Ganz genau. Nur nicht ablenken lassen. Deswegen habe ich auch meine Art zu produzieren geändert – ich will mich von dem ganzen technischen Kram nicht mehr ablenken lassen, sondern nur noch auf die Musik konzentrieren und nicht über irgendwelche Equalizer und Kanäle nachdenken. Ist eine Erfahrungssache.

Es wird geschrieben, dass du auch noch malst, aber leider ist keines deiner Kunstwerke im Buch zu sehen.
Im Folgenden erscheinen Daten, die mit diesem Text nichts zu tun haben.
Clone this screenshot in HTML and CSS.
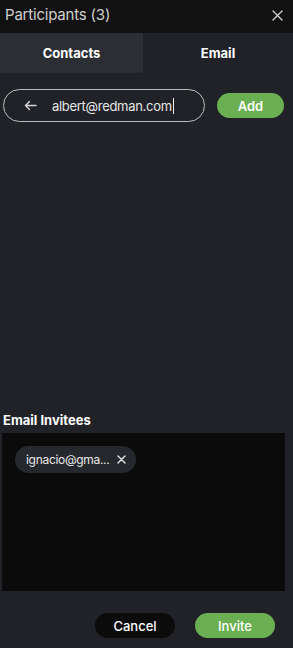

Ja, früher hab ich mehr gemacht. Als Kind habe ich viel gemalt und dann halt mehr und mal weniger, aber immer für mich halt.
Man wird auch keine Bilder von mir sehen, da ich das irgendwie für mich behalten möchte Es gibt so Dinge, die möchte man privat halten. Deswegen habe ich auch nicht viel über meine Familie erzählt oder mein Kind. Es gibt so Sachen, die möchte ich einfach nur für mich.
Beim Malen kann ich auch abschalten und das mag ich. Wie beim komponieren auch – ich falle da irgendwie in eine andere Welt. Dann möchte ich einfach allein sein, durch nichts gestört – Telefon, E-Mails… da verschwinde ich in mir.
Das ist bei Rennen auch ähnlich. Ich fahre ja auch Rallye. Das ist vom fahrerischen Können sehr anspruchsvoll und vielleicht interessanter, aber du hast einen Beifahrer, der immer etwas ansagt und du blind das machst. Aber was mich bei Langstrecken fasziniert, wie 24h-Rennen, ist, dass man so lang allein für sich in dieser extremen Welt ist. Das ist ein ganz anderes Universum. Das kann man nicht beschreiben. Dann ist rund um deinem Helm und deinem Auto eine Welt zum Rest der Welt. Das ist ein ganz spezielles Gefühl. Das mag ich. Ich habe darüber auch mit vielen Formel-1-Fahrern gesprochen und denen geht es auch so – du setzt den Helm auf und bist Meilen weg von allem. Und das finde ich gut. Man denkt ganz anders. Man spricht mit sich selber. Es ist einfach toll. Man erfährt sehr viel über sich selber in so einer extremen Situation. Wenn man für sich allein ist und alle Entscheidungen allein trifft. Von einer Seite bekommt keiner mit, was du machst. Du kannst im Prinzip verlieren und sagen, dass Auto war scheiße und du bist der Coolste, aber du selber kannst du nicht verarschen. Du testest dich selber unbeobachtet.

Das ist noch schlimmer – weil du nur dir selber gegenüber stehst.

Da gibt’s schon so ein paar Mutkurven, da erfährst du dann für dich selber – hast du Eier oder nicht. Ich genieße diese Welt.

Vielen Dank für das tolle Interview!